##### SUPPLIED INFORMATION

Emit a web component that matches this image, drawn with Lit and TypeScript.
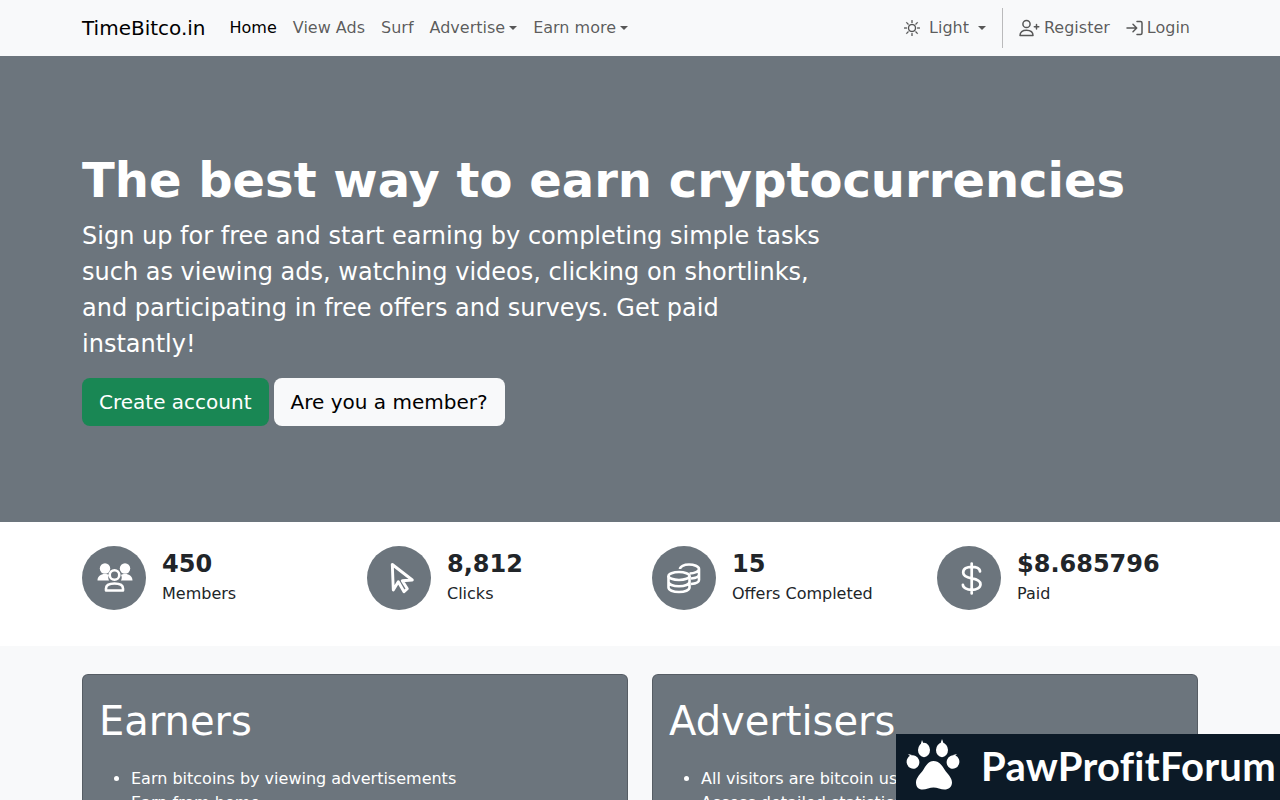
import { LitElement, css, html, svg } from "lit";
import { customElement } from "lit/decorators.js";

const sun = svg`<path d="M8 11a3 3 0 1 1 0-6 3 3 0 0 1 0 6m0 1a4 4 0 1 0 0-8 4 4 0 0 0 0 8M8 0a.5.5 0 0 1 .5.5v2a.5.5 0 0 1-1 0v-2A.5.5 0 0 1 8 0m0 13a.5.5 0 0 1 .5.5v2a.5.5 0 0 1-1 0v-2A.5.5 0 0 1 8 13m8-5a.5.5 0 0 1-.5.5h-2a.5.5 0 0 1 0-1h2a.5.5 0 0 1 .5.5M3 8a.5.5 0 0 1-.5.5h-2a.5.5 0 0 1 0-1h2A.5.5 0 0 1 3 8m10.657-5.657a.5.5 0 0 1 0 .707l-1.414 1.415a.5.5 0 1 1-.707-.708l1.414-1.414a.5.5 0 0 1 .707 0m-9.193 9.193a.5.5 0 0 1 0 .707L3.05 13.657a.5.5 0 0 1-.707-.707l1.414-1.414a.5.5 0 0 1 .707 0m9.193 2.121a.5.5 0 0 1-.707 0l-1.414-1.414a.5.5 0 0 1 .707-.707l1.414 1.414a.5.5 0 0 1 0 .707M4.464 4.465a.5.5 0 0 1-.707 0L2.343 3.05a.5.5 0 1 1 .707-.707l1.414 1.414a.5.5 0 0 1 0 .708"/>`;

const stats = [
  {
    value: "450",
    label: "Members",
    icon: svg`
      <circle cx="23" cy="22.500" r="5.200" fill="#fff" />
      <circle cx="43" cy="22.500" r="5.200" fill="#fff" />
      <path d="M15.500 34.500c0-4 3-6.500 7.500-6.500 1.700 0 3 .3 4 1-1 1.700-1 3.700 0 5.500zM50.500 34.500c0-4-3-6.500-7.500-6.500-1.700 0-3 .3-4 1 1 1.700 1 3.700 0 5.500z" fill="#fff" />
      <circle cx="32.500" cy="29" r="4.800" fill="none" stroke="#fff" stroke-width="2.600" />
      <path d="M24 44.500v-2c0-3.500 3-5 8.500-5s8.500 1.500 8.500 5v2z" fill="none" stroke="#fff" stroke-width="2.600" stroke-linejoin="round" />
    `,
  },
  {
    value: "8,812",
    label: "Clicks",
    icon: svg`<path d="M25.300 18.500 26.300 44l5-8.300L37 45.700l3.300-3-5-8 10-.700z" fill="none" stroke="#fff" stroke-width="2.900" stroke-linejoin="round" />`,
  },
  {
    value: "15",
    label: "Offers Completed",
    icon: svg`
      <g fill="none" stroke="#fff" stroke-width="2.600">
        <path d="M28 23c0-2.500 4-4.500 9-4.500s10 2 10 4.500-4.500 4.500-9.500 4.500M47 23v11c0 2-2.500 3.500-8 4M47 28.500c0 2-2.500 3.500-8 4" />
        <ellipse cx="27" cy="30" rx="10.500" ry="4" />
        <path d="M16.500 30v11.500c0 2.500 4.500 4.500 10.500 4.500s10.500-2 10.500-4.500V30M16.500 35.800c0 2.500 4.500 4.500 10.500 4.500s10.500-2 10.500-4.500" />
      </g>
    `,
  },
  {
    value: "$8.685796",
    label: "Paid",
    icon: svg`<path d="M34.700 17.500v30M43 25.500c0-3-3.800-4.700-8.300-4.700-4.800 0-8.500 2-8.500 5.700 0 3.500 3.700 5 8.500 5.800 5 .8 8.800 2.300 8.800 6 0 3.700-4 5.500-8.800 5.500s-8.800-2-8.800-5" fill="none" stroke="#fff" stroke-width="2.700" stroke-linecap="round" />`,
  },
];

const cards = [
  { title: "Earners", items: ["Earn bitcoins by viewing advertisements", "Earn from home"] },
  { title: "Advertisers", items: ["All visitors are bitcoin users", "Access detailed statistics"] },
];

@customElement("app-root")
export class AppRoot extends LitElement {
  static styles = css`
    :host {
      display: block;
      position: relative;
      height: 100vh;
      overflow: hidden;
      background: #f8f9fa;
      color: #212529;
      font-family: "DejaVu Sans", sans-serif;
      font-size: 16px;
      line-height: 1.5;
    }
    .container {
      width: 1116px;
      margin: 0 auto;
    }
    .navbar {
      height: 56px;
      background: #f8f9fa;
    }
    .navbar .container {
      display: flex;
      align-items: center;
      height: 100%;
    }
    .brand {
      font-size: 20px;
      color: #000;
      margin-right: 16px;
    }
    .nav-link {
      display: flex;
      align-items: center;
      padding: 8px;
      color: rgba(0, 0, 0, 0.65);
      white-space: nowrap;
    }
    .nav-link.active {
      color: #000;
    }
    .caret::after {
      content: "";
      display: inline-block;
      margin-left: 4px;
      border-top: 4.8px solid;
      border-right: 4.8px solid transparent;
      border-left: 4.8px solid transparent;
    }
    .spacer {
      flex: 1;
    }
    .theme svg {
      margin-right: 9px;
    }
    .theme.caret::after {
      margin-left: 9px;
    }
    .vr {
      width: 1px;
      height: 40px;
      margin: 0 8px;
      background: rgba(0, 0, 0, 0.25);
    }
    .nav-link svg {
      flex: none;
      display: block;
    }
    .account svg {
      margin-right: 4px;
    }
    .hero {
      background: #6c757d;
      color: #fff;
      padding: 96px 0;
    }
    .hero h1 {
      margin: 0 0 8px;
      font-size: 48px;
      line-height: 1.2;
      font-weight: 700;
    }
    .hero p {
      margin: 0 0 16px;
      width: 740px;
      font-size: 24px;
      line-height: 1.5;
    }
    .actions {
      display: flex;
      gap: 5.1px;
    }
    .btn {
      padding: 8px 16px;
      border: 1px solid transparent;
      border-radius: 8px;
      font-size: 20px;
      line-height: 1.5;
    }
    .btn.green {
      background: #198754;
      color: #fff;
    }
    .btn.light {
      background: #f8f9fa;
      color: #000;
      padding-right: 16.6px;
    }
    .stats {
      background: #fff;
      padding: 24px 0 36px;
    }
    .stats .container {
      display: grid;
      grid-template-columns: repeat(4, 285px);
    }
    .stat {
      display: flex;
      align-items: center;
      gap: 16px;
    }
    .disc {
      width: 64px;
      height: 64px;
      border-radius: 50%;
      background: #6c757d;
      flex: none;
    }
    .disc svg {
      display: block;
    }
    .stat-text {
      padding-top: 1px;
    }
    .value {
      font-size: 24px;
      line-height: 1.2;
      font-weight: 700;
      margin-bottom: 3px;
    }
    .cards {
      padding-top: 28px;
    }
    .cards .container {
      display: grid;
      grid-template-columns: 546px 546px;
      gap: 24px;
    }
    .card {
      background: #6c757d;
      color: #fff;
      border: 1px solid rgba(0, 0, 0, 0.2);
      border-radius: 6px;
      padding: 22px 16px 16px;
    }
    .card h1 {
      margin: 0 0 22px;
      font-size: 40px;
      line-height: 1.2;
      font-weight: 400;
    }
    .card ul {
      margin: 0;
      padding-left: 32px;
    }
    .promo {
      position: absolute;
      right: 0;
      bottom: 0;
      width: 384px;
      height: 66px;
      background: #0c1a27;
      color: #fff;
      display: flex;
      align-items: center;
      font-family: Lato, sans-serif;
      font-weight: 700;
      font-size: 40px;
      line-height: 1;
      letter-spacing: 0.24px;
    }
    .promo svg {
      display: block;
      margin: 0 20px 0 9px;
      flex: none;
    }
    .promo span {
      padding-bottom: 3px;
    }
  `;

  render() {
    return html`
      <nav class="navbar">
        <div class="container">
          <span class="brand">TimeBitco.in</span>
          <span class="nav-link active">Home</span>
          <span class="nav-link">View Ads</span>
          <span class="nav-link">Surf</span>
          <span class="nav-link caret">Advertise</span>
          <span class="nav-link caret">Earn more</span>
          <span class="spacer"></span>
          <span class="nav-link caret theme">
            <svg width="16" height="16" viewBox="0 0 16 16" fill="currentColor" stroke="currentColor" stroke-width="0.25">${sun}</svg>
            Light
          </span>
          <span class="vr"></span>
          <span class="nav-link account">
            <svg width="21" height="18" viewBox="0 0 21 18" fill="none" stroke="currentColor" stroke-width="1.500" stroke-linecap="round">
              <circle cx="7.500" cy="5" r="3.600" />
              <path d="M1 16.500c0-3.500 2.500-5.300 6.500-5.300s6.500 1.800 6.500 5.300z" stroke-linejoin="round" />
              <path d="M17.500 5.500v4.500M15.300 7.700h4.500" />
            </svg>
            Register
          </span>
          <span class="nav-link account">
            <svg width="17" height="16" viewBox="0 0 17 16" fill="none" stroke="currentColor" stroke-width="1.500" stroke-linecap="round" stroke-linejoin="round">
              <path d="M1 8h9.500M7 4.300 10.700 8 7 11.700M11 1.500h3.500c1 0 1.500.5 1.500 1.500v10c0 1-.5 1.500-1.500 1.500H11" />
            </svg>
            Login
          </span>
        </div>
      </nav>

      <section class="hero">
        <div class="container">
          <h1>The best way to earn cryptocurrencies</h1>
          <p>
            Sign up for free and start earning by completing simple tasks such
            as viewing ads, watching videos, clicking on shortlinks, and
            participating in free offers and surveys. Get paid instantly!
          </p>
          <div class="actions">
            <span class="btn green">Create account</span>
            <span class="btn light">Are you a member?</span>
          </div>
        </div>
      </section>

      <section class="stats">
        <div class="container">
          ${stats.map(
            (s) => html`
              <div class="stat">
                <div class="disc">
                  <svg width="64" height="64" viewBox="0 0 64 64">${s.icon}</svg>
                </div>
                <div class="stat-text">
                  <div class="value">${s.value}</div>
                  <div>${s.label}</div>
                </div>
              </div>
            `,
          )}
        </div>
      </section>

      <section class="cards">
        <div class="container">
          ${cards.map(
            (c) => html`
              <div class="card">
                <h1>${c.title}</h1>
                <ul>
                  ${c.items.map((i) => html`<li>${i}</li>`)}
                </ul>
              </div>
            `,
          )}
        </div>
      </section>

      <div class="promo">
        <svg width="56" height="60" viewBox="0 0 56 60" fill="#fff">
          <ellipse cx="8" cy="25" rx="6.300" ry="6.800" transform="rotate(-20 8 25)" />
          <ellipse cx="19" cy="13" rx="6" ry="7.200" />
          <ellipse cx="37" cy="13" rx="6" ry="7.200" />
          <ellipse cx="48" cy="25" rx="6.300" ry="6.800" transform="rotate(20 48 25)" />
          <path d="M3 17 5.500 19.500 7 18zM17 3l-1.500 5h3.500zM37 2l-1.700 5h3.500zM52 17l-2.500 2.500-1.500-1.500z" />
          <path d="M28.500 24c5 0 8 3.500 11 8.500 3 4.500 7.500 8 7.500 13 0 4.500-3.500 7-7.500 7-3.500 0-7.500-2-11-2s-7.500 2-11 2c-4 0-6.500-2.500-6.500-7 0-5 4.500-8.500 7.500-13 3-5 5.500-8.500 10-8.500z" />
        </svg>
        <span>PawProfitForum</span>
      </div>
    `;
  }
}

##########

→ SET EXERCISE:
Give again, word for word, every line from the top of the data through the line with "0 8M8 0a.5.5", both ends included, and exclude the pictures.

→ TASK ANSWER:
Emit a web component that matches this image, drawn with Lit and TypeScript.
import { LitElement, css, html, svg } from "lit";
import { customElement } from "lit/decorators.js";

const sun = svg`<path d="M8 11a3 3 0 1 1 0-6 3 3 0 0 1 0 6m0 1a4 4 0 1 0 0-8 4 4 0 0 0 0 8M8 0a.5.5 0 0 1 .5.5v2a.5.5 0 0 1-1 0v-2A.5.5 0 0 1 8 0m0 13a.5.5 0 0 1 .5.5v2a.5.5 0 0 1-1 0v-2A.5.5 0 0 1 8 13m8-5a.5.5 0 0 1-.5.5h-2a.5.5 0 0 1 0-1h2a.5.5 0 0 1 .5.5M3 8a.5.5 0 0 1-.5.5h-2a.5.5 0 0 1 0-1h2A.5.5 0 0 1 3 8m10.657-5.657a.5.5 0 0 1 0 .707l-1.414 1.415a.5.5 0 1 1-.707-.708l1.414-1.414a.5.5 0 0 1 .707 0m-9.193 9.193a.5.5 0 0 1 0 .707L3.05 13.657a.5.5 0 0 1-.707-.707l1.414-1.414a.5.5 0 0 1 .707 0m9.193 2.121a.5.5 0 0 1-.707 0l-1.414-1.414a.5.5 0 0 1 .707-.707l1.414 1.414a.5.5 0 0 1 0 .707M4.464 4.465a.5.5 0 0 1-.707 0L2.343 3.05a.5.5 0 1 1 .707-.707l1.414 1.414a.5.5 0 0 1 0 .708"/>`;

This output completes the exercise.